Creating structure can be a helpful first step. This does not mean filling a calendar for the sake of staying busy, but rather identifying a few consistent anchors in the week that provide rhythm and purpose. 

 

For some, that may include advisory roles, philanthropic involvement, or mentoring other entrepreneurs. For others, it may be investing time in personal interests that were previously set aside.

It is also important to recognize that fulfillment often comes from contribution, not just freedom. Many clients find that staying connected to areas where their experience and perspective are valued provides a sense of continuity during a period that might otherwise feel uncertain. This can take many forms, from board participation to selective new ventures, but the key is alignment rather than obligation.

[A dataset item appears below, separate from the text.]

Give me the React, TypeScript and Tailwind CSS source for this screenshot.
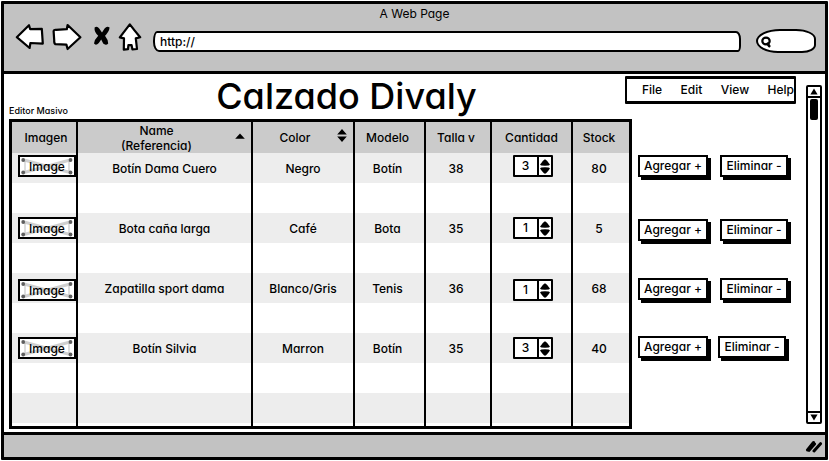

It’s valuable to reframe this period not as a loss of identity, but as an expansion of it. The skills, discipline, and judgment that built the business do not disappear at closing. They simply have the opportunity to be applied in new and often more flexible ways. Approaching this transition with curiosity, rather than urgency, allows space for a more thoughtful and ultimately more rewarding next chapter to take shape.

Your Relationship with Money Changes

This transition also changes the way wealth is perceived. This stage often brings a quiet but significant shift. For years, the focus has been on building value, growing the business, and reaching a successful exit. After a liquidity event, that question is largely answered. The conversation naturally evolves from how to build wealth to what that wealth is ultimately meant to support.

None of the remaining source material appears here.